Qu’ils s’en aillent tous, ceux qui n’en finissent pas de spéculer sur un paternalisme protecteur de pauvres petits dont les capacités n’auraient aucune chance de se développer, pour la plupart, hormis du côté des élites qui mercantilisent les savoirs au détriment d’un enseignement laïc égalitaire ! Jean-Luc Mélenchon est le seul candidat de ces élections présidentielle de 2012 qui ne spécule pas sur la sous-estimation, toujours humiliante, des citoyens, se démarquant d’une manière radicalement nouvelle de ces candidats qui promettent à n’en plus finir un changement du monde environnant sans jamais s’apercevoir que raisonner comme cela c’est fantasmer un monde à l’image d’un placenta avec les petits dedans menacés d’avortement si la matrice est mal irriguée de moyens.

Par sa militance en train de faire événement très inattendu, Mélenchon fait apparaître les autres candidats à des années-lumière de pouvoir envisager que le statut de ceux dont ils attendent des voix, mais qu’ils n’auront pas, puissent réellement naître citoyens ayant la capacité de faire voler en éclats les calculs faits sur eux, tout ce qui est escompté d’habitude. Les voici, ces citoyens, qui se lèvent de manière très inattendue à la suite de Jean-Luc Mélenchon, désormais coupés de cette nébuleuse dont le programme d’apoptose est déjà à un stade avancé, ils peuvent commencer une guerre immunitaire défensive, dont le nerf est la maturation psychique, éducative, dans des conditions de justice, d’égalité, très loin de la logique de l’humiliation, de la sous-estimation, de l’assistanat, des torchons et des serviettes.
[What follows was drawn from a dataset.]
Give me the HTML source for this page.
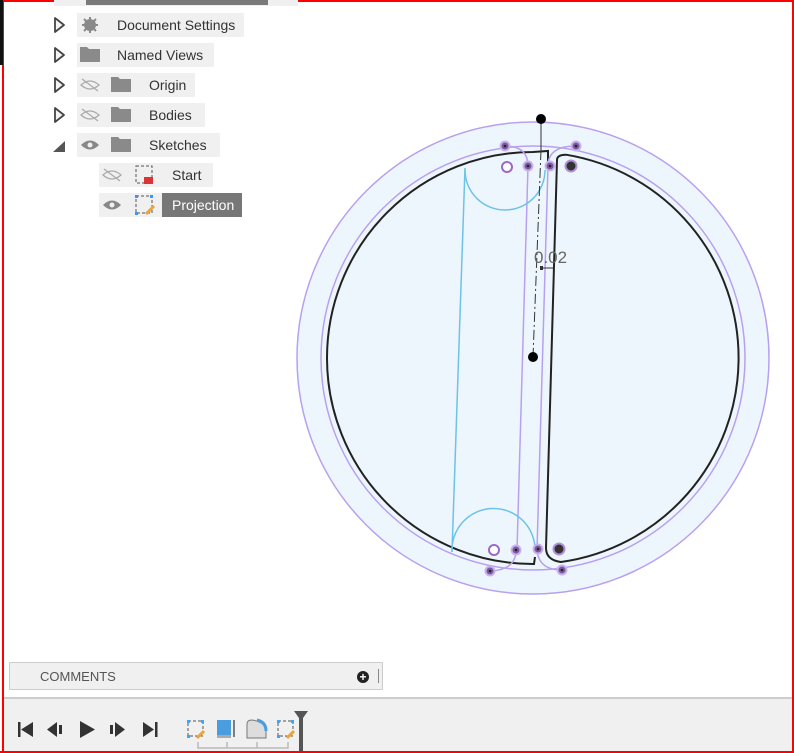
<!DOCTYPE html>
<html><head><meta charset="utf-8"><style>
body{margin:0;width:794px;height:753px;overflow:hidden;background:#fff;font-family:"Liberation Sans",sans-serif;position:relative}
.b{position:absolute}
.item{position:absolute;height:24px;background:#f0f0f0;font-size:14px;color:#333;line-height:24px}
</style></head><body>
<div class="b" style="left:0;top:0;width:794px;height:2px;background:#f00"></div>
<div class="b" style="left:2px;top:0;width:2px;height:753px;background:#f00"></div>
<div class="b" style="left:0;top:0;width:3px;height:65px;background:#111"></div>
<div class="b" style="left:792px;top:0;width:2px;height:753px;background:#f00"></div>
<div class="b" style="left:0;top:751px;width:794px;height:2px;background:#f00"></div>
<div class="b" style="left:54px;top:0;width:244px;height:6px;background:#f0f0f0"></div>
<div class="b" style="left:86px;top:0;width:182px;height:5px;background:#7a7a7a"></div>

<svg class="b" style="left:0;top:0" width="300" height="230">
<g fill="#f4f4f4" stroke="#444" stroke-width="1.8" stroke-linejoin="round">
<path d="M55,18 L64,25 L55,32Z"/><path d="M55,48 L64,55 L55,62Z"/><path d="M55,78 L64,85 L55,92Z"/><path d="M55,108 L64,115 L55,122Z"/>
</g>
<path d="M53,152 L65,141 L65,152Z" fill="#555"/>
</svg>
<div class="item" style="left:77px;top:13px;width:167px"><span style="position:absolute;left:40px">Document Settings</span></div>
<div class="item" style="left:77px;top:43px;width:137px"><span style="position:absolute;left:40px">Named Views</span></div>
<div class="item" style="left:77px;top:73px;width:118px"><span style="position:absolute;left:72px">Origin</span></div>
<div class="item" style="left:77px;top:103px;width:128px"><span style="position:absolute;left:72px">Bodies</span></div>
<div class="item" style="left:77px;top:133px;width:143px"><span style="position:absolute;left:72px">Sketches</span></div>
<div class="item" style="left:99px;top:163px;width:114px"><span style="position:absolute;left:73px">Start</span></div>
<div class="item" style="left:99px;top:193px;width:63px"></div>
<div class="item" style="left:162px;top:193px;width:80px;background:#777;color:#fff"><span style="position:absolute;left:10px">Projection</span></div>
<svg class="b" style="left:0;top:0" width="300" height="230">
<g fill="#8a8a8a">
<circle cx="90" cy="25" r="6"/><circle cx="90" cy="25" r="2.5" fill="#f0f0f0"/>
<path d="M80,47h7l2,2h11v13h-20z"/>
<path d="M111,77h7l2,2h11v13h-20z"/><path d="M111,107h7l2,2h11v13h-20z"/><path d="M111,137h7l2,2h11v13h-20z"/>
</g>
<g stroke="#8a8a8a" stroke-width="2"><path d="M90,17v16M82,25h16M84,19l12,12M96,19l-12,12"/></g>
<g fill="none" stroke="#aaa" stroke-width="1.3">
<path d="M81,85q9,-8 18,0q-9,8 -18,0z M82,79l16,12"/>
<path d="M81,115q9,-8 18,0q-9,8 -18,0z M82,109l16,12"/>
<path d="M103,175q9,-8 18,0q-9,8 -18,0z M104,169l16,12"/>
</g>
<path d="M81,145q9,-9 18,0q-9,9 -18,0z" fill="#888"/><circle cx="90" cy="145" r="2.5" fill="#f0f0f0"/>
<path d="M103,205q9,-9 18,0q-9,9 -18,0z" fill="#888"/><circle cx="112" cy="205" r="2.5" fill="#f0f0f0"/>
<g fill="none" stroke="#555" stroke-dasharray="3,2"><rect x="136" y="166" width="16" height="17"/></g>
<rect x="144" y="177" width="9" height="7" fill="#d33"/>
<g fill="none" stroke="#555" stroke-dasharray="3,2"><rect x="136" y="196" width="16" height="17"/></g>
<g fill="#39f"><rect x="135" y="195" width="3" height="3"/><rect x="150" y="195" width="3" height="3"/><rect x="135" y="212" width="3" height="3"/></g>
<path d="M146,214l8,-8" stroke="#e9a53a" stroke-width="3"/>
</svg>

<svg class="b" style="left:0;top:0" width="794" height="660">
<circle cx="533" cy="358" r="236" fill="#eef6fd" stroke="#b8a0f0" stroke-width="1.5"/>
<circle cx="533" cy="358" r="212" fill="none" stroke="#b8a0f0" stroke-width="1.5"/>
<g fill="none" stroke="#222" stroke-width="2">
<path d="M548,162 L548,151 L533,152 A206,206 0 0 0 533,564 L534,564 L535,557"/>
<path d="M557,160 Q557,154.7 566,154.7 A206,206 0 0 1 561,562 Q546,560 546,548 Z"/>
</g>
<g fill="none" stroke="#b8a0f0" stroke-width="1.5">
<path d="M528,166 L517,550 M548,166 L537,550"/>
<path d="M505,146 Q528,146 528,166 M576,146 Q548,146 548,166"/>
<path d="M490,571 Q516,570 516,550 M562,570 Q538,570 537,549"/>
</g>
<g fill="none" stroke="#6cc3e6" stroke-width="1.5">
<path d="M465,168 L452,552"/>
<path d="M465,170 A40,40 0 0 0 545,170"/>
<path d="M452,552 A41,41 0 0 1 535,548"/>
</g>
<path d="M541,120 L541,150" stroke="#333" stroke-width="1"/>
<path d="M541,150 L533,357" stroke="#333" stroke-width="1" stroke-dasharray="10,3,2,3"/>
<circle cx="541" cy="119" r="5" fill="#000"/><circle cx="533" cy="357" r="5" fill="#000"/>
<path d="M541,268 h12" stroke="#333"/><rect x="540" y="266" width="3" height="4" fill="#333"/>
<text x="534" y="263" font-size="17" fill="#666" font-family="Liberation Sans">0.02</text>
<g fill="#7a5a9a" stroke="#c8b0f0" stroke-width="2">
<circle cx="505" cy="146" r="4.5"/><circle cx="576" cy="146" r="4.5"/>
<circle cx="528" cy="166" r="4.5"/><circle cx="550" cy="166" r="4.5"/>
<circle cx="516" cy="550" r="4.5"/><circle cx="538" cy="549" r="4.5"/>
<circle cx="490" cy="571" r="4.5"/><circle cx="562" cy="570" r="4.5"/>
</g>
<g fill="#222"><circle cx="505" cy="146" r="1.3"/><circle cx="576" cy="146" r="1.3"/><circle cx="528" cy="166" r="1.3"/><circle cx="550" cy="166" r="1.3"/><circle cx="516" cy="550" r="1.3"/><circle cx="538" cy="549" r="1.3"/><circle cx="490" cy="571" r="1.3"/><circle cx="562" cy="570" r="1.3"/></g>
<g fill="#fff" stroke="#9a6ac8" stroke-width="2"><circle cx="507" cy="167" r="5"/><circle cx="494" cy="550" r="5"/></g>
<g fill="#333" stroke="#b090d8" stroke-width="2"><circle cx="571" cy="166" r="5.5"/><circle cx="559" cy="549" r="5.5"/></g>
</svg>

<div class="b" style="left:9px;top:662px;width:374px;height:28px;background:#f0f0f0;border:1px solid #ccc;box-sizing:border-box"></div>
<div class="b" style="left:40px;top:669px;font-size:13px;color:#555">COMMENTS</div>
<div class="b" style="left:357px;top:671px;width:12px;height:12px;border-radius:50%;background:#222;color:#fff;font-size:12px;line-height:12px;text-align:center;font-weight:bold">+</div>
<div class="b" style="left:378px;top:669px;width:1px;height:14px;background:#888"></div>
<div class="b" style="left:4px;top:697px;width:788px;height:54px;background:#f0f0f0;border-top:2px solid #ccc;box-sizing:border-box"></div>
<svg class="b" style="left:0;top:698px" width="320" height="53">
<g fill="#333">
<rect x="18" y="24" width="2.5" height="15"/><path d="M33,24 L21,31.5 L33,39Z"/>
<path d="M47,31.5 L57,24 V39Z"/><rect x="59" y="27" width="3" height="9"/>
<path d="M80,23 L95,31.5 L80,40Z"/>
<rect x="110" y="27" width="3" height="9"/><path d="M115,24 L125,31.5 L115,39Z"/>
<path d="M143,24 L154,31.5 L143,39Z"/><rect x="155" y="24" width="2.5" height="15"/>
</g>
<g fill="none" stroke="#555" stroke-dasharray="3,2"><rect x="188" y="23" width="15" height="15"/><rect x="278" y="23" width="15" height="15"/></g>
<g fill="#3af"><rect x="187" y="22" width="3" height="3"/><rect x="201" y="22" width="3" height="3"/><rect x="187" y="37" width="3" height="3"/><rect x="277" y="22" width="3" height="3"/><rect x="291" y="22" width="3" height="3"/><rect x="277" y="37" width="3" height="3"/></g>
<path d="M197,40l7,-7M287,40l7,-7" stroke="#e9a53a" stroke-width="3"/>
<rect x="217" y="22" width="14" height="15" fill="#4a9ee0"/><rect x="217" y="37" width="14" height="3" fill="#aaa"/>
<path d="M234,22v17" stroke="#333" stroke-width="1.2"/>
<path d="M247,40 V26 Q247,22 252,22 Q266,24 266,34 V40Z" fill="#ddd" stroke="#777"/>
<path d="M257,22 Q266,24 266,33" fill="none" stroke="#4a9ee0" stroke-width="3"/>
<path d="M198,44 v6 h90 v-6 M227,44 v6 M257,44 v6" fill="none" stroke="#bbb" stroke-width="1.5"/>
<path d="M294,13 h14 l-5,7 v33 h-4 v-33z" fill="#555"/>
</svg>
</body></html>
Ce livre très tonique, très révolutionnaire, de Jean-Luc Mélenchon, est un pari sur l’intelligence de chaque être humain habitant notre pays, une intelligence d’une autre nature que celle indexée aux performances, que celle qu’on fait pousser à l’engrais de l’argent, que celle qui est capable de proposer des solutions façon éjaculateurs précoces fanfaronnes et malignes. Le titre du livre, « Qu’ils s’en aillent tous ! », me fait penser à la fin d’un temps mimant la gestation et où la politique s’éternise en ventre nébuleux malin, le mot gestation rimant tellement avec le mot gestion. Qu’ils s’en aillent tous, ceux qui perpétuent cette logique anesthésiante et fondamentalement humiliante. Ce titre me fait aussi penser à tous ces faux pères d’aujourd’hui qui pensent, et agissent en conséquence, en politique et en famille, qu’être père c’est perpétuer le ventre dans lequel rester au chaud et être géré du dehors par des puissants paternalistes fanfarons qui savent tout bien faire et ont la solution à tout. Alors que le nom du père, ainsi que le nom du président de la république, on pourrait ajouter, garantit au contraire la coupure du cordon, ombilical ou de la… bourse. J’aime beaucoup rappeler qu’une partie du placenta est d’origine paternelle, et que la matrice du temps de la gestation implique autant le père que la mère. Ne fait-on pas croire, via l’argent que la spéculation boursière fait gagner en dormant et qu’il suffit d’en avoir pour jouir d’une vie tout baigne de consommateurs béats, que la logique de la gestation doit être appliquée à la vie après la naissance ? Alors, cette logique, qui réduit les citoyens à de gentils consommateurs, fait qu’on cherche à mettre le plus de personnes dedans, parce qu’on peut alors parfaitement faire des calculs en anticipant tous leurs besoins ce qui est parfait pour les profits… Se faire mettre dedans, vous vous rendez compte ! Qu’ils s’en aillent tous ! On n’est plus au temps de la gestation des citoyens morts-nés ! On n’est plus au temps où l’intérieur de la matrice républicaine doit être tapissée par des politiques à la botte de l’argent roi !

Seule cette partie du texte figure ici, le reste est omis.